▼
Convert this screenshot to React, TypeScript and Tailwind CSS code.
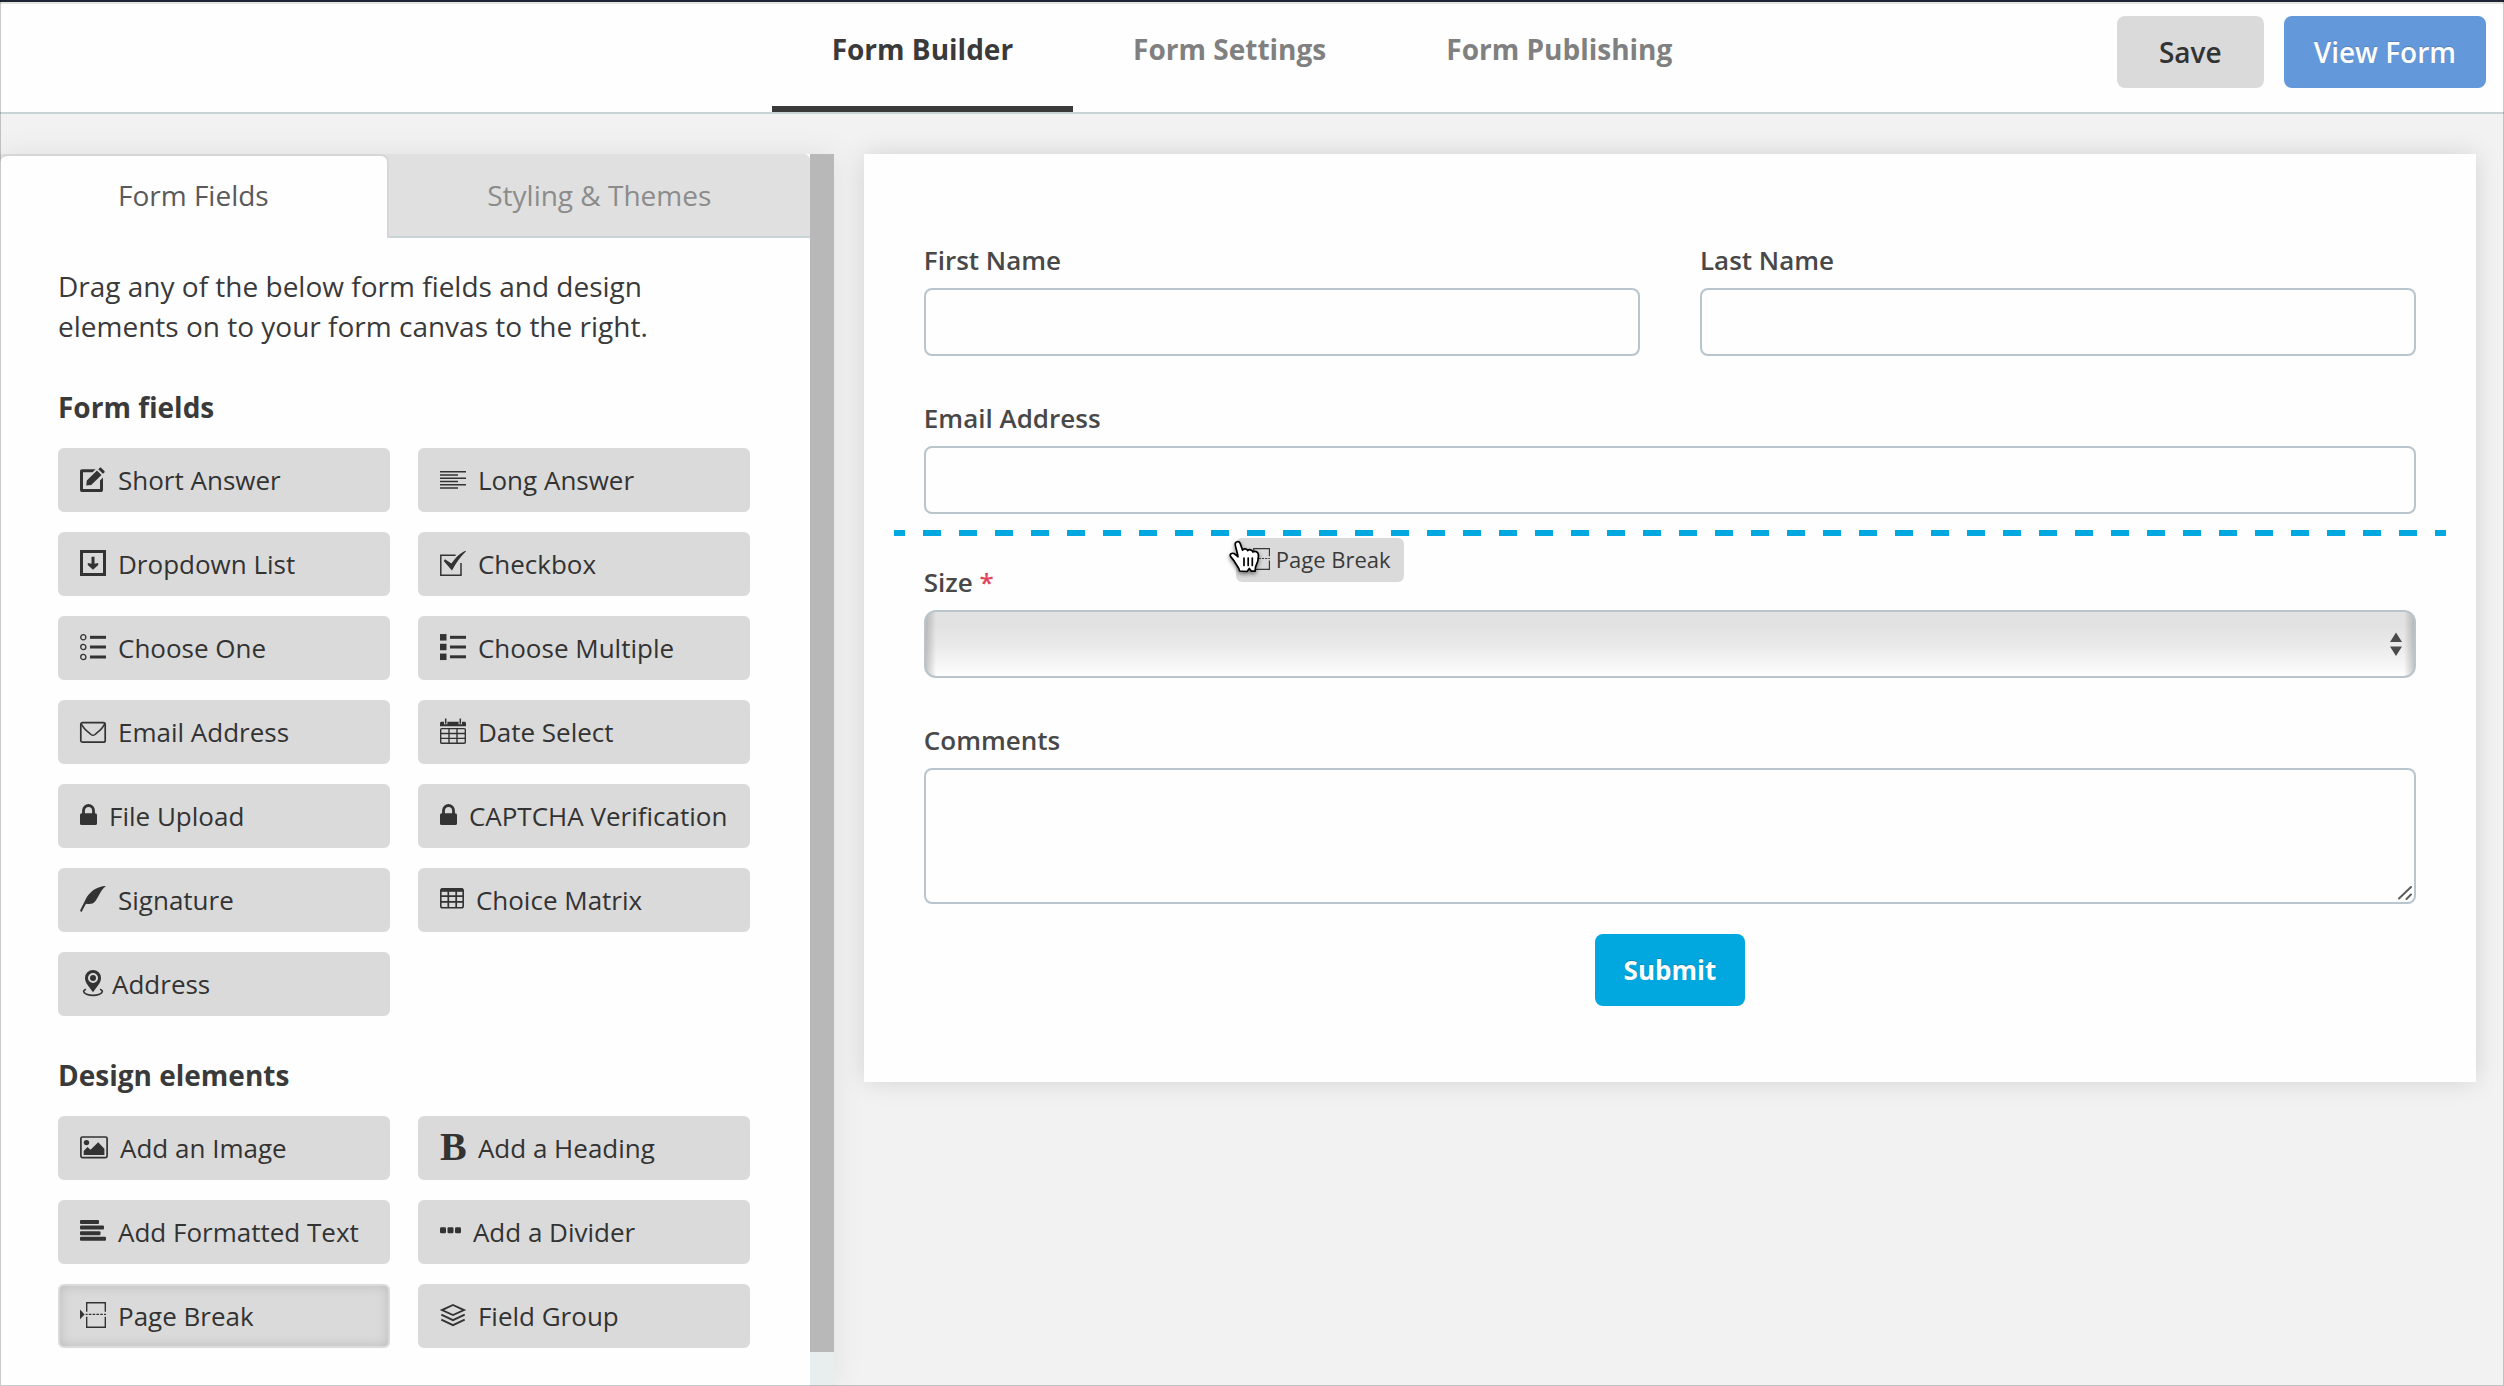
import React from "react";

type IconProps = { className?: string };

const box = "h-[26px] w-[26px] shrink-0 overflow-visible";

function Glyph({
  className = box,
  width = 26,
  children,
}: IconProps & { width?: number; children: React.ReactNode }) {
  return (
    <svg
      className={className}
      viewBox={`0 0 ${width} 26`}
      fill="none"
      stroke="none"
      aria-hidden="true"
    >
      {children}
    </svg>
  );
}

const EditIcon = () => (
  <Glyph>
    <path d="M15.600 3.300H2.200C.9 3.300 0 4.200 0 5.500v18.200C0 25.100.9 26 2.200 26h18.600c1.300 0 2.200-.9 2.200-2.300V11.500l-3 3V23H3V6.300h9.600z" fill="currentColor" />
    <path d="M6.200 19.500l.6-5L17 4.400l4.500 4.500-10.300 10.200zM18.300 3.200l1.500-1.400c.4-.4.900-.4 1.300 0l3.300 3.300c.4.4.4.900 0 1.300l-1.500 1.300z" fill="currentColor" />
  </Glyph>
);

const DropdownIcon = () => (
  <Glyph>
    <rect x="1.500" y="1.500" width="23" height="23" stroke="currentColor" strokeWidth="3" />
    <path d="M11.500 6.700h3v7l3.700-.7v2L13 19.700 7.800 15v-2l3.700.7z" fill="currentColor" />
  </Glyph>
);

const RadioListIcon = () => (
  <Glyph>
    {[3.3, 13, 23].map((y) => (
      <g key={y} stroke="currentColor">
        <circle cx="3.300" cy={y} r="2.600" strokeWidth="1.300" />
        <path d={`M10 ${y}H26`} strokeWidth="3" />
      </g>
    ))}
  </Glyph>
);

const BulletListIcon = () => (
  <Glyph>
    {[3.3, 13, 22.8].map((y) => (
      <g key={y} stroke="currentColor">
        <path d={`M0 ${y}H6.500`} strokeWidth="6.500" />
        <path d={`M10 ${y}H26`} strokeWidth="3" />
      </g>
    ))}
  </Glyph>
);

const LinesIcon = () => (
  <Glyph>
    <path
      d="M0 5.800h26M0 9h18M0 12.300h26M0 15.500h18M0 18.800h26M0 22h18"
      stroke="currentColor"
      strokeWidth="1.600"
    />
  </Glyph>
);

const CheckboxIcon = () => (
  <Glyph>
    <path d="M15.600 5.200H.8v20h20.200V13" stroke="currentColor" strokeWidth="1.500" />
    <path d="M5 9.300l6.400 4.200C15.500 8 20 3 25.500.8l.5.500C20.500 6.500 16 13 12 20.500L3.700 11z" fill="currentColor" />
  </Glyph>
);

const MailIcon = () => (
  <Glyph>
    <rect x=".8" y="4.600" width="24.400" height="19.600" rx="1.800" stroke="currentColor" strokeWidth="1.700" />
    <path d="M1.200 5.600C3.500 11 7.500 13.500 11 16.500q2 1.600 4 0C18.500 13.500 22.500 11 24.800 5.600" stroke="currentColor" strokeWidth="1.500" />
  </Glyph>
);

const CalendarIcon = () => (
  <Glyph>
    <path d="M0 8.300V5.200C0 4.200.7 3.700 1.600 3.700h22.800c.9 0 1.600.5 1.600 1.500v3.100z" fill="currentColor" />
    <path d="M5.700.5v5.700M20.300.5v5.700" stroke="#dadada" strokeWidth="3.400" />
    <path d="M5.700.5v5.300M20.300.5v5.300" stroke="currentColor" strokeWidth="1.500" />
    <rect x=".7" y="10.600" width="24.600" height="14.700" rx="1" stroke="currentColor" strokeWidth="1.400" />
    <path d="M9 10.600v14.700M17 10.600v14.700M.7 15.500h24.600M.7 20.400h24.600" stroke="currentColor" strokeWidth="1.400" />
  </Glyph>
);

const LockIcon = () => (
  <Glyph width={17} className="h-[26px] w-[17px] shrink-0">
    <rect y="11.300" width="17" height="11.700" rx="1.600" fill="currentColor" />
    <path d="M3.500 12V8.500a5 5 0 0 1 10 0V12" stroke="currentColor" strokeWidth="2.800" />
  </Glyph>
);

const FeatherIcon = () => (
  <Glyph>
    <path d="M26 0C16.500.3 9 6 5.300 14 3.300 18 1.500 21.500 0 25l1.600 1C3 23.200 4.200 20.500 6 17.700c2 .3 4.500.3 6.500-.1C18 14.500 18.500 6 26 0z" fill="currentColor" />
  </Glyph>
);

const TableIcon = () => (
  <Glyph width={24} className="h-[26px] w-6 shrink-0">
    <rect x=".8" y="2.800" width="22.400" height="18.900" rx="1.800" stroke="currentColor" strokeWidth="1.600" />
    <path d="M1 4.200h22" stroke="currentColor" strokeWidth="3.200" />
    <path d="M8.300 5v16.700M16.200 5v16.700M1 10.200h22M1 15.900h22" stroke="currentColor" strokeWidth="1.700" />
  </Glyph>
);

const PinIcon = () => (
  <Glyph>
    <path
      fillRule="evenodd"
      d="M13 0a8 8 0 0 0-8 8c0 5 4 8.500 8 14.300C17 16.500 21 13 21 8a8 8 0 0 0-8-8zm0 3a5 5 0 1 1 0 10 5 5 0 0 1 0-10z"
      fill="currentColor"
    />
    <circle cx="13" cy="8" r="3" fill="currentColor" />
    <path d="M6 19.200c-3.500 1.300-2.800 3.800.5 5 4 1.400 9 1.400 13 0 3.300-1.200 4-3.700.5-5" stroke="currentColor" strokeWidth="1.600" />
  </Glyph>
);

const ImageIcon = () => (
  <Glyph width={28} className="h-[26px] w-7 shrink-0">
    <rect x=".9" y="3" width="26.200" height="20.600" rx="1.500" stroke="currentColor" strokeWidth="1.700" />
    <circle cx="6.500" cy="8.600" r="2.700" fill="currentColor" />
    <path d="M3.700 21v-4l3.800-4 3 2.800L18.200 8.300l6.200 6.500V21z" fill="currentColor" />
  </Glyph>
);

const FormattedTextIcon = () => (
  <Glyph>
    <g fill="currentColor">
      <rect y="2" width="19" height="4" rx="1" />
      <rect y="7.600" width="24" height="4" rx="1" />
      <rect y="13.200" width="20.500" height="4" rx="1" />
      <rect y="18.800" width="26" height="4" rx="1" />
    </g>
  </Glyph>
);

const PageBreakIcon = ({ className }: IconProps) => (
  <Glyph className={className}>
    <path d="M6.700 9.700V.7h18.600v9M6.700 14.700v10.600h18.600V14.700" stroke="currentColor" strokeWidth="1.400" />
    <path d="M5.700 12.400h1.900m1.200 0h2.600m1.200 0h2.600m1.200 0h2.600m1.200 0h2.600m1.200 0h2" stroke="currentColor" strokeWidth="1.300" />
    <path d="M0 7.600l4.600 4.800L0 17.200z" fill="currentColor" />
  </Glyph>
);

const HeadingIcon = () => (
  <span
    aria-hidden="true"
    className="w-[26px] shrink-0 text-center font-['Liberation_Serif',serif] text-[40px] leading-[26px] font-bold"
  >
    B
  </span>
);

const DotsIcon = () => (
  <Glyph width={21} className="h-[26px] w-[21px] shrink-0">
    <g fill="currentColor">
      <rect y="9.300" width="6" height="6" rx="1.300" />
      <rect x="7.500" y="9.300" width="6" height="6" rx="1.300" />
      <rect x="15" y="9.300" width="6" height="6" rx="1.300" />
    </g>
  </Glyph>
);

const LayersIcon = () => (
  <Glyph>
    <g stroke="currentColor" strokeWidth="1.900">
      <path d="M13 3L24 8.100 13 13 2 8.100z" />
      <path d="M1.300 12.700L13 18.200l11.700-5.500M1.300 17.600L13 23.200l11.700-5.600" />
    </g>
  </Glyph>
);

const HandCursor = () => (
  <svg
    className="absolute top-[2px] -left-[7px] h-[34px] w-[32px] overflow-visible drop-shadow-[0_2px_2px_rgba(0,0,0,0.5)]"
    viewBox="0 0 32 34"
    aria-hidden="true"
  >
    <path
      d="M10.600 31C10.300 27.500 7.500 25.500 6 22.500 4.700 19.700 2.500 18 1.400 16.200c-.8-2 1.400-3.600 3.600-2.600 1.500.8 2.600 2.200 4 3.200C8.600 12.800 6.500 7.500 6.200 4.500 6 1.300 10.200.6 11.200 3.500l2.400 6.700c1-2 4.300-1.800 5 .4 1.500-1.600 4.700-1 5.200 1.400 1.900-1.200 5.100-.6 5.500 2.200.5 5-.6 8.300-2.200 11.300-1 2-1 3.600-.9 5.700h-3.800L20.300 28.500l-2.300 3z"
      fill="#fff"
      stroke="#000"
      strokeWidth="1.700"
      strokeLinejoin="round"
    />
    <path d="M15 18v7.500M19.200 18v7.500M23.300 18v7.500" stroke="#000" strokeWidth="1.700" strokeLinecap="round" />
  </svg>
);

type Tool = { label: string; icon: React.ReactNode; tight?: boolean; pressed?: boolean };

const formFields: Tool[] = [
  { label: "Short Answer", icon: <EditIcon /> },
  { label: "Long Answer", icon: <LinesIcon /> },
  { label: "Dropdown List", icon: <DropdownIcon /> },
  { label: "Checkbox", icon: <CheckboxIcon /> },
  { label: "Choose One", icon: <RadioListIcon /> },
  { label: "Choose Multiple", icon: <BulletListIcon /> },
  { label: "Email Address", icon: <MailIcon /> },
  { label: "Date Select", icon: <CalendarIcon /> },
  { label: "File Upload", icon: <LockIcon /> },
  { label: "CAPTCHA Verification", icon: <LockIcon /> },
  { label: "Signature", icon: <FeatherIcon /> },
  { label: "Choice Matrix", icon: <TableIcon /> },
  { label: "Address", icon: <PinIcon />, tight: true },
];

const designElements: Tool[] = [
  { label: "Add an Image", icon: <ImageIcon /> },
  { label: "Add a Heading", icon: <HeadingIcon /> },
  { label: "Add Formatted Text", icon: <FormattedTextIcon /> },
  { label: "Add a Divider", icon: <DotsIcon /> },
  { label: "Page Break", icon: <PageBreakIcon />, pressed: true },
  { label: "Field Group", icon: <LayersIcon /> },
];

function ToolButton({ tool }: { tool: Tool }) {
  return (
    <button
      type="button"
      className={
        "flex h-16 items-center rounded-md border-2 border-[#dadada] bg-[#dadada] pl-5 text-left text-[26px] leading-9 whitespace-nowrap text-[#333] " +
        (tool.tight ? "gap-1.5 " : "gap-3 ") +
        (tool.pressed ? "shadow-[inset_0_0_12px_rgba(0,0,0,0.14)]" : "")
      }
    >
      <span className="mb-0.5 flex">{tool.icon}</span>
      {tool.label}
    </button>
  );
}

function ToolSection({ title, tools }: { title: string; tools: Tool[] }) {
  return (
    <section className="mt-[39px]">
      <h2 className="mb-[21px] text-[28px] leading-10 font-bold text-[#3a3a3a]">{title}</h2>
      <div className="grid grid-cols-2 gap-x-7 gap-y-5">
        {tools.map((t) => (
          <ToolButton key={t.label} tool={t} />
        ))}
      </div>
    </section>
  );
}

function Field({
  id,
  label,
  required,
  children,
}: {
  id: string;
  label: string;
  required?: boolean;
  children: React.ReactNode;
}) {
  return (
    <div className="flex min-w-0 flex-1 flex-col gap-2.5">
      <label htmlFor={id} className="text-[26px] leading-9 font-semibold text-[#484848]">
        {label}
        {required && <span className="text-[#e2445c]"> *</span>}
      </label>
      {children}
    </div>
  );
}

const inputClass =
  "h-[68px] w-full rounded-lg border-2 border-[#b9c5cc] bg-[#fefefe] px-4 text-[26px] outline-none";

const navItems = ["Form Builder", "Form Settings", "Form Publishing"];

export default function App() {
  return (
    <div className="relative flex min-h-screen flex-col bg-[#f2f2f2] font-['Open_Sans',sans-serif] text-[#3a3a3a]">
      <header className="grid grid-cols-[1fr_auto_1fr] border-t-2 border-b-2 border-t-[#1d2433] border-b-[#c7d3d5] bg-[#fefefe] shadow-[inset_0_2px_0_#e4e5e0]">
        <div />
        <nav className="flex h-[110px]">
          {navItems.map((item, i) => (
            <a
              key={item}
              href="#"
              className={
                "flex items-start border-b-[6px] px-[60px] pt-7 text-[28px] leading-[38px] font-bold " +
                (i === 0 ? "border-[#3a3a3a] text-[#3a3a3a]" : "border-transparent text-[#808080]")
              }
            >
              {item}
            </a>
          ))}
        </nav>
        <div className="flex items-start justify-end gap-5 pt-3.5 pr-[18px]">
          <button
            type="button"
            className="h-[72px] rounded-lg bg-[#dadada] px-[42px] text-[28px] leading-10 font-semibold text-[#333]"
          >
            Save
          </button>
          <button
            type="button"
            className="h-[72px] rounded-lg bg-[#6399db] px-[30px] text-[28px] leading-10 font-semibold text-white [text-shadow:0_-1px_1px_rgba(0,0,0,0.15)]"
          >
            View Form
          </button>
        </div>
      </header>

      <main className="flex flex-1 pt-10">
        <aside className="flex w-[33.3%] shadow-[0_0_30px_rgba(0,0,0,0.08)]">
          <div className="flex-1 bg-[#fefefe]">
            <div role="tablist" className="flex h-[84px] rounded-tr-md bg-[#e0e0e0] text-[28px] leading-10">
              <button
                type="button"
                role="tab"
                aria-selected="true"
                className="w-[48%] rounded-t-lg border-t-2 border-r-2 border-[#d5d7d7] bg-[#fefefe] pb-1 text-[#5a5a5a]"
              >
                Form Fields
              </button>
              <button
                type="button"
                role="tab"
                aria-selected="false"
                className="flex-1 border-b-2 border-[#c7d3d5] text-[#8c8c8c]"
              >
                Styling &amp; Themes
              </button>
            </div>
            <div className="pt-7 pr-[60px] pb-[38px] pl-[58px]">
              <p className="mb-[41px] text-[28px] leading-10">
                Drag any of the below form fields and design elements on to your form canvas to the right.
              </p>
              <ToolSection title="Form fields" tools={formFields} />
              <ToolSection title="Design elements" tools={designElements} />
            </div>
          </div>
          <div className="flex w-6 flex-col bg-[#e8eded]" aria-hidden="true">
            <div className="mb-[34px] flex-1 bg-[#b8b8b8]" />
          </div>
        </aside>

        <section className="flex-1 pr-7 pl-[30px]">
          <form className="relative bg-[#fefefe] px-[60px] pt-[88px] pb-[76px] shadow-[0_0_24px_rgba(0,0,0,0.13)]">
            <div className="flex gap-[60px]">
              <Field id="first" label="First Name">
                <input id="first" type="text" className={inputClass} />
              </Field>
              <Field id="last" label="Last Name">
                <input id="last" type="text" className={inputClass} />
              </Field>
            </div>
            <div className="mt-11">
              <Field id="email" label="Email Address">
                <input id="email" type="email" className={inputClass} />
              </Field>
            </div>
            <div className="-mx-[30px] mt-4 mb-7 h-1.5 bg-[repeating-linear-gradient(to_right,#00a8df_0_18px,transparent_18px_36px)] bg-[position:-7px_0] bg-[size:36px_6px]" />
            <Field id="size" label="Size" required>
              <div className="relative">
                <select
                  id="size"
                  className="block h-[68px] w-full appearance-none rounded-xl border-2 border-[#b9c5cc] bg-[linear-gradient(to_right,rgba(120,120,120,0.4),transparent_10px,transparent_calc(100%-10px),rgba(120,120,120,0.4)),linear-gradient(to_bottom,#e2e2e2_20%,#e9e9e9_50%,#fdfdfd)] px-4 text-[26px] outline-none"
                >
                  <option value=""></option>
                </select>
                <svg
                  className="pointer-events-none absolute top-[22px] right-3.5 h-6 w-3"
                  viewBox="0 0 12 24"
                  fill="#4a4a4a"
                  aria-hidden="true"
                >
                  <path d="M6 .5L12 10H0zM0 14.500h12L6 24z" />
                </svg>
              </div>
            </Field>
            <div className="mt-11">
              <Field id="comments" label="Comments">
                <div className="relative">
                  <textarea
                    id="comments"
                    className="block h-[136px] w-full resize-none rounded-lg border-2 border-[#b9c5cc] bg-[#fefefe] px-4 py-3 text-[26px] outline-none"
                  />
                  <svg
                    className="pointer-events-none absolute right-1 bottom-1 h-3.5 w-3.5"
                    viewBox="0 0 14 14"
                    stroke="#5c5c5c"
                    strokeWidth="2"
                    strokeLinecap="round"
                    aria-hidden="true"
                  >
                    <path d="M1 12.500L13 1M8.500 13L13 8.500" />
                  </svg>
                </div>
              </Field>
            </div>
            <div className="mt-[30px] flex justify-center">
              <button
                type="submit"
                className="h-[72px] rounded-lg bg-[#00a8df] px-[29px] text-[26px] leading-9 font-bold text-white [text-shadow:0_-1px_1px_rgba(0,0,0,0.2)]"
              >
                Submit
              </button>
            </div>

            <div className="absolute top-[384px] left-[372px] flex h-11 items-center gap-1.5 rounded-md bg-[#dadada] pr-[13px] pb-0.5 pl-3 text-[22px] leading-8 whitespace-nowrap text-[#3a3a3a]">
              <PageBreakIcon className="h-[22px] w-[22px] shrink-0" />
              Page Break
              <HandCursor />
            </div>
          </form>
        </section>
      </main>

      <div className="pointer-events-none absolute inset-0 border-x border-b border-black/20" />
    </div>
  );
}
▲
- _TASK BRIEF_: State the number of lines in this listing that contain the string "React", and add nothing else.

- _COMPLETE OUTPUT_: 5